In a very strange coincidence, The Golden Dot: The Epic of the Lha was written in Tibetan in the late 1960s by Chogryam Trungpa.[1] Some of the beginning stanzas were translated by Trungpa into English in 1972, though they don’t seem to be available. From what I understand, the text is related to the shamanic tradition of Bon, the indigenous religion of Tibet prior to so-called Tibetan Buddhism, or Vajrayana. The likelihood of Gregory Corso knowing this, let alone Allen Ginsberg, seems pretty slim though not impossible. Yet the coincidence is enough to cue the Twilight Zone theme.

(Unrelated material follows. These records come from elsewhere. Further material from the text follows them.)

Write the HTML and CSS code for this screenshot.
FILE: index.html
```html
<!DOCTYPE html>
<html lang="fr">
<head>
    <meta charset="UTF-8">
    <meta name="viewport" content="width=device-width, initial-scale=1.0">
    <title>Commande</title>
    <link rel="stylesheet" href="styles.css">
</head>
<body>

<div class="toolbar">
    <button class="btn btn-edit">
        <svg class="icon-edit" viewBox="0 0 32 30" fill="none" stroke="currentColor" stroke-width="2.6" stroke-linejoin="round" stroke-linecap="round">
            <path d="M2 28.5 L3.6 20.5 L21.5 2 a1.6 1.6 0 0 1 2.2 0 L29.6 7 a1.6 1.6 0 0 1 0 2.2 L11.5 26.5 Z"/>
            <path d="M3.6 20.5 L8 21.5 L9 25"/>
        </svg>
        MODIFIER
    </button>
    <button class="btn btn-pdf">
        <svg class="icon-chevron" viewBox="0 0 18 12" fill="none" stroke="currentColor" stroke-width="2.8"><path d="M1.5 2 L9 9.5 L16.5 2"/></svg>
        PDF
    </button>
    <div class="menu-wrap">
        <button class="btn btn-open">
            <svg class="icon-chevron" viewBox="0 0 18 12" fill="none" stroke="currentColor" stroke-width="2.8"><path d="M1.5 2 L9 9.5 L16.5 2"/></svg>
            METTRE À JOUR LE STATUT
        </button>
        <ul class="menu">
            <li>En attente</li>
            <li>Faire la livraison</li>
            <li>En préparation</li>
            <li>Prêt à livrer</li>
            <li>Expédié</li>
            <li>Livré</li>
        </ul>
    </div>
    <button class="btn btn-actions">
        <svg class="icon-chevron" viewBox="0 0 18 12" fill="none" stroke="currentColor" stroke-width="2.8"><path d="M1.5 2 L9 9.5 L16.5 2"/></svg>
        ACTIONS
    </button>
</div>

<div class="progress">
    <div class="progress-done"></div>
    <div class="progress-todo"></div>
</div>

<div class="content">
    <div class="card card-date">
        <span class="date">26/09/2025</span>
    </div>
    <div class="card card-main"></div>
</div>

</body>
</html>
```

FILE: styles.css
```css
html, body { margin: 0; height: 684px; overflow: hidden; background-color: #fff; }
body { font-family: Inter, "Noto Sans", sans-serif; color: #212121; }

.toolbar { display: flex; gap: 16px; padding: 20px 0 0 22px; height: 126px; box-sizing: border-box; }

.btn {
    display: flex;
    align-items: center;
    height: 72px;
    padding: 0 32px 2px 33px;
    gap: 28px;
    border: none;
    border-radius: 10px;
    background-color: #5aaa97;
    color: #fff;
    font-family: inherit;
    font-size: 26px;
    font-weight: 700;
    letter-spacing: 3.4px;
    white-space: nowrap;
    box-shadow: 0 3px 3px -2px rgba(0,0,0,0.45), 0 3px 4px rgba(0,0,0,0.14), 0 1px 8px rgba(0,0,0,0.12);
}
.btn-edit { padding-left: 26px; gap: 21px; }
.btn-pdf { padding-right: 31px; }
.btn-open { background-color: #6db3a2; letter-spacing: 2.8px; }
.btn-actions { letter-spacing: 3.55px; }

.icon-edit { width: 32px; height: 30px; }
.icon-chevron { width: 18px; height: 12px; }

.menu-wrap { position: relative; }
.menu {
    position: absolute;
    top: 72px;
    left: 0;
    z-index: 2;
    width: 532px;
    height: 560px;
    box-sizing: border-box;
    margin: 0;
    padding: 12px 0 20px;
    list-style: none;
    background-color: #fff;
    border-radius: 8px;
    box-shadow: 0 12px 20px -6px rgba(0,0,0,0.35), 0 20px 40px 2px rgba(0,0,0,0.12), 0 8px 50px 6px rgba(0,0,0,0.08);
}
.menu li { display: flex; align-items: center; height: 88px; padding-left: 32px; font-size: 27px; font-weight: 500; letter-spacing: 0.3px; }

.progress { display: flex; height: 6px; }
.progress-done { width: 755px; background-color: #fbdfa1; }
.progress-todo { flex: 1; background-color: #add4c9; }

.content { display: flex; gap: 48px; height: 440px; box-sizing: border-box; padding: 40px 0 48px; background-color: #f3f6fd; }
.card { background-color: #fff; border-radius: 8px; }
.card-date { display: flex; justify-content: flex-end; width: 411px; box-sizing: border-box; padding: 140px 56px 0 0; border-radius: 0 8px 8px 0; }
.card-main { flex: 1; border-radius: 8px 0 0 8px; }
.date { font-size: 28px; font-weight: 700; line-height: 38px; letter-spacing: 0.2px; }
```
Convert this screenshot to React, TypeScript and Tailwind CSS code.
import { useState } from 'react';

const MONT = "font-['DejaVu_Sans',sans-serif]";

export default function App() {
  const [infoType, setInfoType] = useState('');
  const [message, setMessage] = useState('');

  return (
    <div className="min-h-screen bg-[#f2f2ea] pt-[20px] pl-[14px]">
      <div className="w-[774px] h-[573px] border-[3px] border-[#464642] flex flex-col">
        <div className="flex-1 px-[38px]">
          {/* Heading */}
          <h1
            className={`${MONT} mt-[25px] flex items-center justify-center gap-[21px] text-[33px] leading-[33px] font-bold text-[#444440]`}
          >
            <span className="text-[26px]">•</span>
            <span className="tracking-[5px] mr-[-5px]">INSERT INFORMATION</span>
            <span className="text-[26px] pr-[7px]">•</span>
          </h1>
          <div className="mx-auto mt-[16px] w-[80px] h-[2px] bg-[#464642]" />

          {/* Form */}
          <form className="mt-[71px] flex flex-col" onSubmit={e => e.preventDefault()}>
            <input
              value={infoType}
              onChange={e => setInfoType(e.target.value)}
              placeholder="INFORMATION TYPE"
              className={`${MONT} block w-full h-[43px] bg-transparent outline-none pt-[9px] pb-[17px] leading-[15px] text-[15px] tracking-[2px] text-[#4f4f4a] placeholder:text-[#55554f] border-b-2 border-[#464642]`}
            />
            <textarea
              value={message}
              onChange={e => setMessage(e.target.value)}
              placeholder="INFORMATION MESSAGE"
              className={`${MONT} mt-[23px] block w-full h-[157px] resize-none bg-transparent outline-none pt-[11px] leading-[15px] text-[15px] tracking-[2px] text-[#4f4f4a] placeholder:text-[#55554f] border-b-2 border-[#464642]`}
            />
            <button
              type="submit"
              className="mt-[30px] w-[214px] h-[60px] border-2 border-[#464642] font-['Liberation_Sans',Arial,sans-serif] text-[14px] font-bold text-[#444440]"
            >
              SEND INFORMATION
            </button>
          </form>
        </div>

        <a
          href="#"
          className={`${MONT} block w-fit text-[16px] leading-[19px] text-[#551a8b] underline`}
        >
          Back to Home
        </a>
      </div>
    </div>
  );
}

Trungpa talked of meeting the First Nation medicine man Gerald Red Elk. Both men had profound respect for each other and it may help in understanding how a variety of traditions can be regarded as embracing an open boundless space of wakefulness. In his Shambhala teachings, Trungpa also talked of the Primordial Dot, which is analogous to the “first thought/best thought” that he and Allen coined. Ginsberg later clarified: “First thought, no thought, then see what comes up.” In other words, there are gaps between thoughts, and rather than sit like a cat ready to pounce, there is awareness of what rises in the mind. As Trungpa said, “A cold shower is a cold shower. A hot shower is a hot shower. Where did it come from? It’s very direct. Unconditional goodness, the primordial dot, is free from any neurosis. It’s 200 percent truth.”

Extending that further, the artist also can have some intuitive understanding of this as well. (Still, Gregory did not always go with the first draft by any means.) From Ginsberg’s perspective, genius can’t exist without it. From Gregory Corso’s perspective, it is the Divine.

[1] This text is referenced in the recent Lute of Unceasing Sound-Emptiness (Nalanda Publications 2020) in a newly annotated essay “The Bon Way of Life” by Trungpa Rinpoche.